All vector art gets rasterized before it gets printed, so as long as it out looks as good as you would like it to at print size, it's a non-issue. Anything done for a magazine, book cover, cereal box, toy packaging, etc... is not going to be affected in the least. From what I've tested, I could print what I've done big enough to put on a car and it would still look perfect, so what's the issue?
Is this just about the idea of it all, or are you really doing jobs for billboards? I mean there are people who still do that. Plenty. I've done it. So what? There are tricks to that anyways. Plenty of billboard prints look like old fashioned print jobs up close, where you can see the CMYK print dots, but it works. Or they use illustrator's live trace function to create something no one would notice from a distance. But I digress...
I've seen you continue to make these arguments against Affinity and push for Illustrator when the only way to use brushes on the iPad version is too laborious to be practical in any way, but having used illustrator for years and having now used Affinity and seen the results, unless you're printing at huge sizes, your argument is acedemic. Teaching classes and writing books is great, but I do jobs for clients and see my work in print. I care about what is practical. That's the only thing I care about.
If Adobe wants to remain relevant, I suggest they start thinking a little more about what is practical and not only about what they think the standard should be. They could cater to both and let intelligent creators choose what they need when they need it rather than trying to gatekeep what they think is the way things should be. If they want to act that way, I'm happy to take my business elsewhere.

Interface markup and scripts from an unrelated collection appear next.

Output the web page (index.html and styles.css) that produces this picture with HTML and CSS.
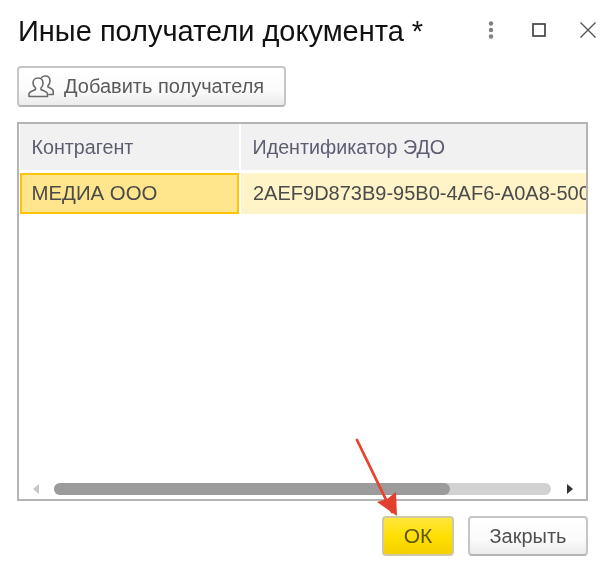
FILE: index.html
```html
<!DOCTYPE html>
<html lang="ru">
<head>
<meta charset="utf-8">
<title>Иные получатели документа</title>
<link rel="stylesheet" href="styles.css">
</head>
<body>
<div class="dialog">
  <header class="titlebar">
    <h1 class="title">Иные получатели документа *</h1>
    <div class="window-actions">
      <svg class="win-icon" width="16" height="20" viewBox="0 0 16 20"><g fill="#808080"><circle cx="8" cy="3.500" r="2.200"/><circle cx="8" cy="10" r="2.200"/><circle cx="8" cy="16.500" r="2.200"/></g></svg>
      <svg class="win-icon" width="16" height="16" viewBox="0 0 16 16"><rect x="2" y="2" width="12" height="12" fill="none" stroke="#444" stroke-width="1.700"/></svg>
      <svg class="win-icon" width="18" height="18" viewBox="0 0 18 18"><path d="M1.500 1.500 16.500 16.500M16.500 1.500 1.500 16.500" fill="none" stroke="#555" stroke-width="1.400"/></svg>
    </div>
  </header>
  <div class="toolbar">
    <button class="btn btn-add" type="button">
      <svg width="26" height="23" viewBox="0 0 26 23"><g fill="none" stroke="#6a6a6a" stroke-width="1.600" stroke-linejoin="round" stroke-linecap="round"><path d="M10 3c3.200 0 5 2.300 5 5.200 0 2.300-1 3.800-2 4.800v1.500c2 1.200 6.500 1.700 6.500 4.500V21.500H1V19c0-2.800 4.500-3.300 6.500-4.500V13c-1-1-2.500-2.500-2.500-4.800C5 5.300 6.800 3 10 3z"/><path d="M13.500 2.500C14.500 1.500 16 1 17.200 1c3.200 0 4.800 2.300 4.800 5 0 2.200-1 3.600-2 4.700v1.300c2 1.100 5.200 1.700 5.200 4.200V19.500H21"/></g></svg>
      <span>Добавить получателя</span>
    </button>
  </div>
  <section class="grid">
    <div class="grid-body">
      <div class="grid-row head-row">
        <div class="cell col-a">Контрагент</div>
        <div class="cell col-b">Идентификатор ЭДО</div>
      </div>
      <div class="grid-row data-row">
        <div class="cell col-a current">МЕДИА ООО</div>
        <div class="cell col-b selected">2AEF9D873B9-95B0-4AF6-A0A8-500C</div>
      </div>
    </div>
    <div class="scrollbar">
      <span class="arrow arrow-left"></span>
      <div class="track"><div class="thumb"></div></div>
      <span class="arrow arrow-right"></span>
    </div>
  </section>
  <footer class="actions">
    <button class="btn btn-ok" type="button">ОК</button>
    <button class="btn btn-close" type="button">Закрыть</button>
  </footer>
  <svg class="pointer" width="60" height="90" viewBox="0 0 60 90"><path d="M2 4 37 76" stroke="#e8432f" stroke-width="2.800" fill="none" stroke-linecap="round"/><path d="M42 80 22 66 32 63 41 56z" fill="#e23f2d"/></svg>
</div>
</body>
</html>
```
FILE: styles.css
```css
* { box-sizing: border-box; }
html, body { margin: 0; height: 100%; background: #fff; }
body { font-family: "Liberation Sans", Arial, sans-serif; color: #4a4a4a; }
.dialog {
  position: relative;
  width: 614px;
  height: 577px;
  padding: 0 26px 21px 17px;
  display: flex;
  flex-direction: column;
  filter: blur(0.45px);
  overflow: hidden;
}
.titlebar {
  height: 66px;
  display: flex;
  align-items: flex-start;
  justify-content: space-between;
  flex: none;
  margin-right: -22px;
}
.title {
  margin: 14px 0 0 1px;
  font-size: 29px;
  line-height: 34px;
  font-weight: 400;
  color: #111;
  white-space: nowrap;
}
.window-actions {
  display: flex;
  align-items: center;
  gap: 32px;
  margin: 20px 13px 0 0;
}
.win-icon { display: block; }
.toolbar { flex: none; height: 56px; }
.btn {
  font: inherit;
  color: #505050;
  border: 2px solid #c6c6c6;
  border-bottom-color: #b4b4b4;
  border-radius: 4px;
  background: linear-gradient(#fff 0%, #fbfbfb 60%, #ebebeb 100%);
  display: flex;
  align-items: center;
  justify-content: center;
  padding: 0;
}
.btn-add {
  width: 269px;
  height: 41px;
  font-size: 20px;
  gap: 10px;
  padding-left: 9px;
  justify-content: flex-start;
}
.btn-add span { color: #5a5a5a; }
.grid {
  flex: 1;
  min-height: 0;
  border: 2px solid #b4b4b4;
  display: flex;
  flex-direction: column;
  overflow: hidden;
}
.grid-body { flex: 1; min-height: 0; overflow: hidden; }
.grid-row { display: flex; gap: 2px; padding: 0 0 0 1px; }
.head-row { height: 46px; margin-bottom: 3px; }
.data-row { height: 41px; }
.cell {
  display: flex;
  align-items: center;
  font-size: 20px;
  padding-left: 12px;
  white-space: nowrap;
  overflow: hidden;
}
.col-a { width: 219px; flex: none; }
.col-b { flex: 1; min-width: 0; }
.head-row .cell { background: #f1f1f1; color: #5d5d72; font-size: 19.700px; padding-left: 11.500px; }
.current { background: #ffe58c; border: 2px solid #fcc30d; padding-left: 9.500px; color: #4b4b4b; font-size: 20.400px; }
.selected { background: #fff3c8; color: #4b4b4b; }
.scrollbar {
  flex: none;
  height: 26px;
  display: flex;
  align-items: flex-start;
  position: relative;
}
.track {
  position: absolute;
  left: 35px;
  top: 10px;
  width: 497px;
  height: 12px;
  border-radius: 6px;
  background: #d2d2d2;
}
.thumb { width: 396px; height: 100%; border-radius: 6px; background: #9b9b9b; }
.arrow { position: absolute; top: 11px; width: 0; height: 0; border-style: solid; border-color: transparent; border-width: 5px 0; }
.arrow-left { left: 14px; border-right: 6px solid #c6c6c6; }
.arrow-right { left: 548px; border-left: 6px solid #333; }
.actions {
  flex: none;
  display: flex;
  justify-content: flex-end;
  gap: 14px;
  margin-top: 15px;
  height: 40px;
}
.btn-ok {
  width: 72px;
  font-size: 21px;
  background: linear-gradient(#ffe63a 0%, #ffdf00 55%, #f4cf00 100%);
  border-color: #cfc9a6;
  color: #5e5716;
}
.btn-close { width: 120px; font-size: 20px; }
.pointer { position: absolute; left: 355px; top: 436px; }
```
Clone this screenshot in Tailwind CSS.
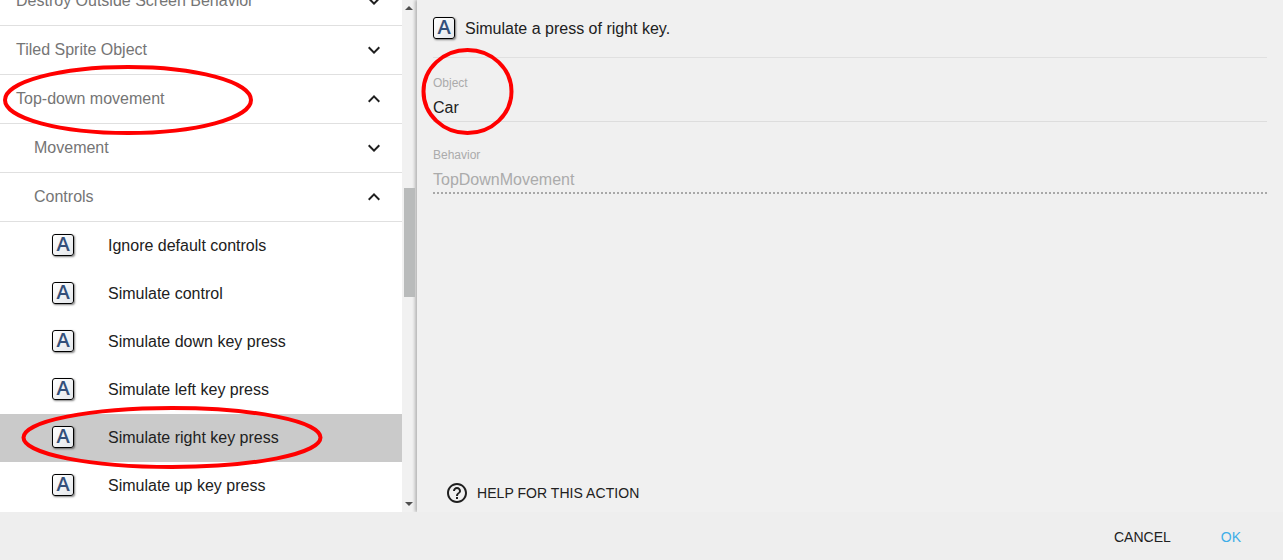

More and more creatives like/need to be mobile. I've got a Mac pro. I don't want to have a bulky laptop for when I need to be mobile. The iPad pro is amazing for letting me anywhere and still work, whether it be just me working when I'm with family, or when I'm with clients. Other companies seem to understand this. Adobe clearly does not. Photoshop is even more of a joke on the iPad than illustrator is. Maybe, just maybe, Adobe needs to go back and streamline their code so their programs aren't such data and memory hogs. Maybe then they could actually make iOS apps that are worth something.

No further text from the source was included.